The NHSE planning guidance indicates further details can be found in the revenue finance and contracting guidance for 23/24, however there is no clear information on how the net financial position works in practice. 

The contracting guidance states that ‘other primary care allocations’, separate to the GP contract, are subject to the requirement for ICSs to ‘break-even’, which means to ‘seek to achieve system financial balance’. 

NHSE declined to provide any comment.



Please note, only GPs are permitted to add comments to articles

The Locum 13 February, 2023 5:13 pm

Thank the gender non-specifc man in the sky that I’m no longer a partner

Some" Bloke 13 February, 2023 5:29 pm

not really news

Fedup GP 13 February, 2023 5:39 pm

Please do cut the enhanced service – most of them are loss making anyway.

(Can I just check – the ICB’s aren’t stupid enough to think I’ll keep on doing the work for free are they? Are they?)

David Jarvis 13 February, 2023 6:23 pm

Primary care budget tiny compared to hospitals. But I bet I know where cuts will happen. Hope the hospitals are ready for the tsunami coming as primary care implodes. 27 million seen in A&E 340million seen in primary care. I know that you can’t directly compare case mix but if A&E think it is bad now with a finger in the dyke then be very afraid. Of course at the unit cost of an A&E attendance the workload would rapidly exceed the total cost of primary care. But hey who would be surprised if the idiots haven’t thought it through.

Northern Trainer 13 February, 2023 7:22 pm

As always we go for clickbait and looking shortsighted or risk looking lazy. The crime here remains underfunding across all the care system forcing non-clinicians to redesign/improve/squeeze more. We need to be one loud voice screaming at the source of all this mess.

Darren Tymens 13 February, 2023 7:24 pm

Which means ICSs can raid your LCS budget to pay for Trust overspends, such as when they overspend by £20K on tea and biscuits for a small number of staff in one month:

And when those same LCSs are given en masse to PCNs, theywill raid those budgets even more easily:

And when the new contract is imposed shortly all new investment will be funnelled through ICSs and PCNs, making it ripe for ‘topslicing’ for ‘pilot projects’ and also to be used to fill holes in the Trusts’ biscuit budgets:

Northern Trainer 13 February, 2023 7:31 pm

In our patch a 2ww referral meeting all the effin criteria has a phone assessment with a physicians associate at 6weeks prior to a colonoscopy a few weeks later.

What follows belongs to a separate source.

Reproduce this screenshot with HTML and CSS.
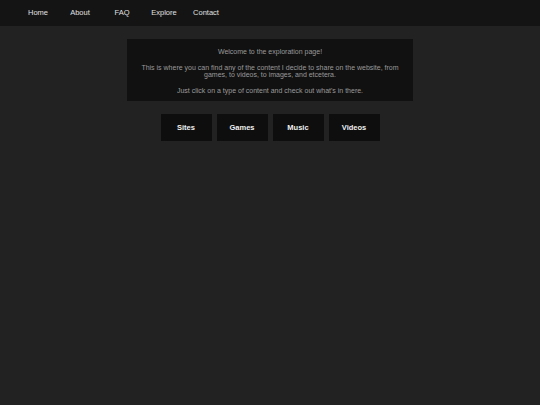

With no comms from their secondary care team they repeatedly book to see us, we chase up and hear nothing.
If their scope is normal, despite ongoing pain, bleeding, weight loss and bloating – they are discharged by letter back to GP “to consider further investigation” having never met a surgeon.
Surely our consultant colleagues haven’t sanctioned or helped design this?!
It only results in one thing – patients facing a delay in treatment and attending A&E in desperation.

Anonymous 13 February, 2023 10:05 pm

Physician associates diagnosing on the phone?

I am going to look into private healthcare insurance for my family.

Just My Opinion 13 February, 2023 11:20 pm

Its fine. As already commented, enhanced services are generally loss making and are only done for patient convenience.
If they cut funding, we’ll stop doing it and refer all the patients to the hospital.
Good luck.

David jenkins 14 February, 2023 11:01 am

er… !

i do not ask the bean counters to check bp’s, assess diabetics etc etc etc

and i am not going to do the work that these highly paid, 9-5, no risk, bean counters do for half their salary !

the DoH gave the bean counters the jobs – it is quite unreasonable to expect to pay us less for doing their (unnecessary) jobs for them !

if they want to cut fees for our extra work, that’s fine.

if you went to tesco to buy milk, and had no money, they would say “no money – no milk. go away and come back when you can pay for your goods”

it may be very sad, but that is what the great ken clarke, ex health secretary (remember him ?) said when he changed the rules (i think it was 1990) – “i want to see general practices run like small businesses”

amen !

paul cundy 14 February, 2023 6:31 pm

Dear All,
OK so we, the most cost efficient and resource denied part of the NHS should help sort out their mess?
The arrogance and lack of insight is astonishing.